--- Begin Material ---

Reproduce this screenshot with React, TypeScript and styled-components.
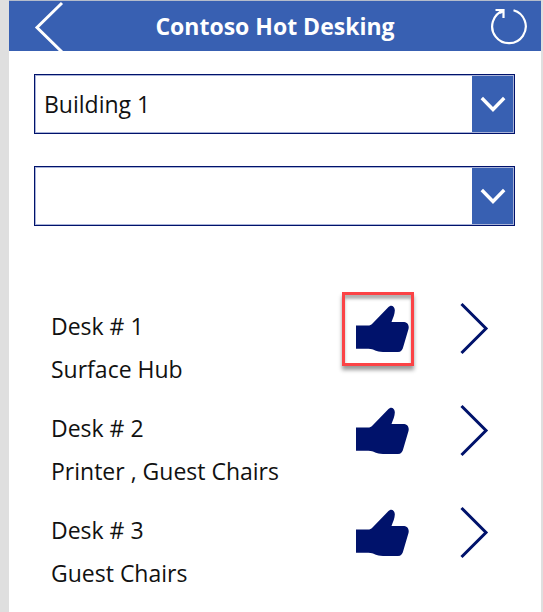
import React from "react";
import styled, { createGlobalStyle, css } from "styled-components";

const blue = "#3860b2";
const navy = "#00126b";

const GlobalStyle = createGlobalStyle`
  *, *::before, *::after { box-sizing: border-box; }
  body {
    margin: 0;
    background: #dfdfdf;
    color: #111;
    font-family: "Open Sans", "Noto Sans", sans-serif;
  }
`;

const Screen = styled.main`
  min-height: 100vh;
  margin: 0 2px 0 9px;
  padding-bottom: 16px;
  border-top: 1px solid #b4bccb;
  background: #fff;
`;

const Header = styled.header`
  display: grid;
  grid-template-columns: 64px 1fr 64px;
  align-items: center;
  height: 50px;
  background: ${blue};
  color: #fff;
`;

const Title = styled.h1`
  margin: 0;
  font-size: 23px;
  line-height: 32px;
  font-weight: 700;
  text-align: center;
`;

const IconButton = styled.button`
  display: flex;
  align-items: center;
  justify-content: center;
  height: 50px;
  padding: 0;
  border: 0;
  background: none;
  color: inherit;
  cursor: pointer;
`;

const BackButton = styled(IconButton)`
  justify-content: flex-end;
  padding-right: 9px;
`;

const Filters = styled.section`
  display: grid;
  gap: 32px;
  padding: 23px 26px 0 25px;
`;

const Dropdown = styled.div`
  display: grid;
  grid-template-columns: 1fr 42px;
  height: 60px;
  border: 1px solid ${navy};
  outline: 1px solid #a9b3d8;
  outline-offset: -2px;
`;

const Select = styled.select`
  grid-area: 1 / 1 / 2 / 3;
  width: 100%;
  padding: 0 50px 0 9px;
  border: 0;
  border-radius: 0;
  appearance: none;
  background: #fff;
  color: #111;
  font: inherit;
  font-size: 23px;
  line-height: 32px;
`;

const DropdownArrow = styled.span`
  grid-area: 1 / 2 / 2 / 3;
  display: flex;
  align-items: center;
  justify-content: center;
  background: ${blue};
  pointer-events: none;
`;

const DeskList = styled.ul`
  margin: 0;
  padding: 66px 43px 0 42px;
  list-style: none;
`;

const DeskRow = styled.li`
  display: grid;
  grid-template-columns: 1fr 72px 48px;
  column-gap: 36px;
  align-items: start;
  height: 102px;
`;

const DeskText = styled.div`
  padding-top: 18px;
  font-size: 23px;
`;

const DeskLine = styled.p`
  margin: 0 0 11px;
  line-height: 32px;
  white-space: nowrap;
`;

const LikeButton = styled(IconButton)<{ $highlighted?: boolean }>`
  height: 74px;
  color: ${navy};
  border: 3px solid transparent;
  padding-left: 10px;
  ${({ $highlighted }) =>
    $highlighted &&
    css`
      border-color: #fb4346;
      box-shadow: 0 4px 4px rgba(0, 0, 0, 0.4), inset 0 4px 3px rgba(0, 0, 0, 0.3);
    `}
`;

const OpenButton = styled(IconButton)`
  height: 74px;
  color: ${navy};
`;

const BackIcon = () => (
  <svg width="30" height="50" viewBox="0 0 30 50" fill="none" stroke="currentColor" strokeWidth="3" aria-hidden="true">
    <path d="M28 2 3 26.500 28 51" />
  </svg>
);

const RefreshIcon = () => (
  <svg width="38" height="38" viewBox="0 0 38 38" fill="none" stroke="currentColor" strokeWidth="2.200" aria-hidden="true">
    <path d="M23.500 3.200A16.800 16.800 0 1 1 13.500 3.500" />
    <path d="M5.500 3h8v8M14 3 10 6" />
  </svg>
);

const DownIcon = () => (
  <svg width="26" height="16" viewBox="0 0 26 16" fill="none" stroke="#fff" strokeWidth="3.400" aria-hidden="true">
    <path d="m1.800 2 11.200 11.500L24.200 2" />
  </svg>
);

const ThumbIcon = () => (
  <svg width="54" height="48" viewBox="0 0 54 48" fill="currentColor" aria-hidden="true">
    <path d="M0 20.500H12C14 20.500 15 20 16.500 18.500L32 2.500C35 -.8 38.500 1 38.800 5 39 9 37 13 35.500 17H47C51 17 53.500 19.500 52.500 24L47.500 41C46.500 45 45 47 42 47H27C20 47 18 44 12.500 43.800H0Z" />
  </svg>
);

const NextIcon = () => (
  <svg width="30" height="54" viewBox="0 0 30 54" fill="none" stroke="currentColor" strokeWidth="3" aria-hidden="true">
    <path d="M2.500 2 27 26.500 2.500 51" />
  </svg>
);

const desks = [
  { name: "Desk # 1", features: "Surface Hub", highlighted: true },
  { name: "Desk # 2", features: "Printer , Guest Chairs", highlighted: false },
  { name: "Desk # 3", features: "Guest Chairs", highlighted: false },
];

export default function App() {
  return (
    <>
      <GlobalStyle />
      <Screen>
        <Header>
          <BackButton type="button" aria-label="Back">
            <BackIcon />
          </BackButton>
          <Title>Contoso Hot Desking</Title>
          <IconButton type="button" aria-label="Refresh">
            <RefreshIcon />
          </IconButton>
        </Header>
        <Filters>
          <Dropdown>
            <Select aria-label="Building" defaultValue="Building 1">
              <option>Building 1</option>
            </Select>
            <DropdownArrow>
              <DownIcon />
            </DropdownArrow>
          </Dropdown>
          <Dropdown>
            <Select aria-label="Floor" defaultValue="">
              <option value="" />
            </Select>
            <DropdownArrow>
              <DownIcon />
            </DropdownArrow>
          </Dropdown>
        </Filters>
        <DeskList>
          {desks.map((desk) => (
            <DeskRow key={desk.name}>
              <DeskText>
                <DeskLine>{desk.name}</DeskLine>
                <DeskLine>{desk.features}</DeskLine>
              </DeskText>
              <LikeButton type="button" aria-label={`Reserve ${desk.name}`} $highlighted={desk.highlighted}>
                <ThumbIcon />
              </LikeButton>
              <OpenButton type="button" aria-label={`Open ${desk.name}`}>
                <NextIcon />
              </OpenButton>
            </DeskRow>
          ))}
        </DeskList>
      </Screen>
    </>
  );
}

--- End Material ---

▸ **Prompt**
Without the pictures, transcribe the listing above exactly.

▸ **Solution to this problem**
Reproduce this screenshot with React, TypeScript and styled-components.
import React from "react";
import styled, { createGlobalStyle, css } from "styled-components";

const blue = "#3860b2";
const navy = "#00126b";

const GlobalStyle = createGlobalStyle`
  *, *::before, *::after { box-sizing: border-box; }
  body {
    margin: 0;
    background: #dfdfdf;
    color: #111;
    font-family: "Open Sans", "Noto Sans", sans-serif;
  }
`;

const Screen = styled.main`
  min-height: 100vh;
  margin: 0 2px 0 9px;
  padding-bottom: 16px;
  border-top: 1px solid #b4bccb;
  background: #fff;
`;

const Header = styled.header`
  display: grid;
  grid-template-columns: 64px 1fr 64px;
  align-items: center;
  height: 50px;
  background: ${blue};
  color: #fff;
`;

const Title = styled.h1`
  margin: 0;
  font-size: 23px;
  line-height: 32px;
  font-weight: 700;
  text-align: center;
`;

const IconButton = styled.button`
  display: flex;
  align-items: center;
  justify-content: center;
  height: 50px;
  padding: 0;
  border: 0;
  background: none;
  color: inherit;
  cursor: pointer;
`;

const BackButton = styled(IconButton)`
  justify-content: flex-end;
  padding-right: 9px;
`;

const Filters = styled.section`
  display: grid;
  gap: 32px;
  padding: 23px 26px 0 25px;
`;

const Dropdown = styled.div`
  display: grid;
  grid-template-columns: 1fr 42px;
  height: 60px;
  border: 1px solid ${navy};
  outline: 1px solid #a9b3d8;
  outline-offset: -2px;
`;

const Select = styled.select`
  grid-area: 1 / 1 / 2 / 3;
  width: 100%;
  padding: 0 50px 0 9px;
  border: 0;
  border-radius: 0;
  appearance: none;
  background: #fff;
  color: #111;
  font: inherit;
  font-size: 23px;
  line-height: 32px;
`;

const DropdownArrow = styled.span`
  grid-area: 1 / 2 / 2 / 3;
  display: flex;
  align-items: center;
  justify-content: center;
  background: ${blue};
  pointer-events: none;
`;

const DeskList = styled.ul`
  margin: 0;
  padding: 66px 43px 0 42px;
  list-style: none;
`;

const DeskRow = styled.li`
  display: grid;
  grid-template-columns: 1fr 72px 48px;
  column-gap: 36px;
  align-items: start;
  height: 102px;
`;

const DeskText = styled.div`
  padding-top: 18px;
  font-size: 23px;
`;

const DeskLine = styled.p`
  margin: 0 0 11px;
  line-height: 32px;
  white-space: nowrap;
`;

const LikeButton = styled(IconButton)<{ $highlighted?: boolean }>`
  height: 74px;
  color: ${navy};
  border: 3px solid transparent;
  padding-left: 10px;
  ${({ $highlighted }) =>
    $highlighted &&
    css`
      border-color: #fb4346;
      box-shadow: 0 4px 4px rgba(0, 0, 0, 0.4), inset 0 4px 3px rgba(0, 0, 0, 0.3);
    `}
`;

const OpenButton = styled(IconButton)`
  height: 74px;
  color: ${navy};
`;

const BackIcon = () => (
  <svg width="30" height="50" viewBox="0 0 30 50" fill="none" stroke="currentColor" strokeWidth="3" aria-hidden="true">
    <path d="M28 2 3 26.500 28 51" />
  </svg>
);

const RefreshIcon = () => (
  <svg width="38" height="38" viewBox="0 0 38 38" fill="none" stroke="currentColor" strokeWidth="2.200" aria-hidden="true">
    <path d="M23.500 3.200A16.800 16.800 0 1 1 13.500 3.500" />
    <path d="M5.500 3h8v8M14 3 10 6" />
  </svg>
);

const DownIcon = () => (
  <svg width="26" height="16" viewBox="0 0 26 16" fill="none" stroke="#fff" strokeWidth="3.400" aria-hidden="true">
    <path d="m1.800 2 11.200 11.500L24.200 2" />
  </svg>
);

const ThumbIcon = () => (
  <svg width="54" height="48" viewBox="0 0 54 48" fill="currentColor" aria-hidden="true">
    <path d="M0 20.500H12C14 20.500 15 20 16.500 18.500L32 2.500C35 -.8 38.500 1 38.800 5 39 9 37 13 35.500 17H47C51 17 53.500 19.500 52.500 24L47.500 41C46.500 45 45 47 42 47H27C20 47 18 44 12.500 43.800H0Z" />
  </svg>
);

const NextIcon = () => (
  <svg width="30" height="54" viewBox="0 0 30 54" fill="none" stroke="currentColor" strokeWidth="3" aria-hidden="true">
    <path d="M2.500 2 27 26.500 2.500 51" />
  </svg>
);

const desks = [
  { name: "Desk # 1", features: "Surface Hub", highlighted: true },
  { name: "Desk # 2", features: "Printer , Guest Chairs", highlighted: false },
  { name: "Desk # 3", features: "Guest Chairs", highlighted: false },
];

export default function App() {
  return (
    <>
      <GlobalStyle />
      <Screen>
        <Header>
          <BackButton type="button" aria-label="Back">
            <BackIcon />
          </BackButton>
          <Title>Contoso Hot Desking</Title>
          <IconButton type="button" aria-label="Refresh">
            <RefreshIcon />
          </IconButton>
        </Header>
        <Filters>
          <Dropdown>
            <Select aria-label="Building" defaultValue="Building 1">
              <option>Building 1</option>
            </Select>
            <DropdownArrow>
              <DownIcon />
            </DropdownArrow>
          </Dropdown>
          <Dropdown>
            <Select aria-label="Floor" defaultValue="">
              <option value="" />
            </Select>
            <DropdownArrow>
              <DownIcon />
            </DropdownArrow>
          </Dropdown>
        </Filters>
        <DeskList>
          {desks.map((desk) => (
            <DeskRow key={desk.name}>
              <DeskText>
                <DeskLine>{desk.name}</DeskLine>
                <DeskLine>{desk.features}</DeskLine>
              </DeskText>
              <LikeButton type="button" aria-label={`Reserve ${desk.name}`} $highlighted={desk.highlighted}>
                <ThumbIcon />
              </LikeButton>
              <OpenButton type="button" aria-label={`Open ${desk.name}`}>
                <NextIcon />
              </OpenButton>
            </DeskRow>
          ))}
        </DeskList>
      </Screen>
    </>
  );
}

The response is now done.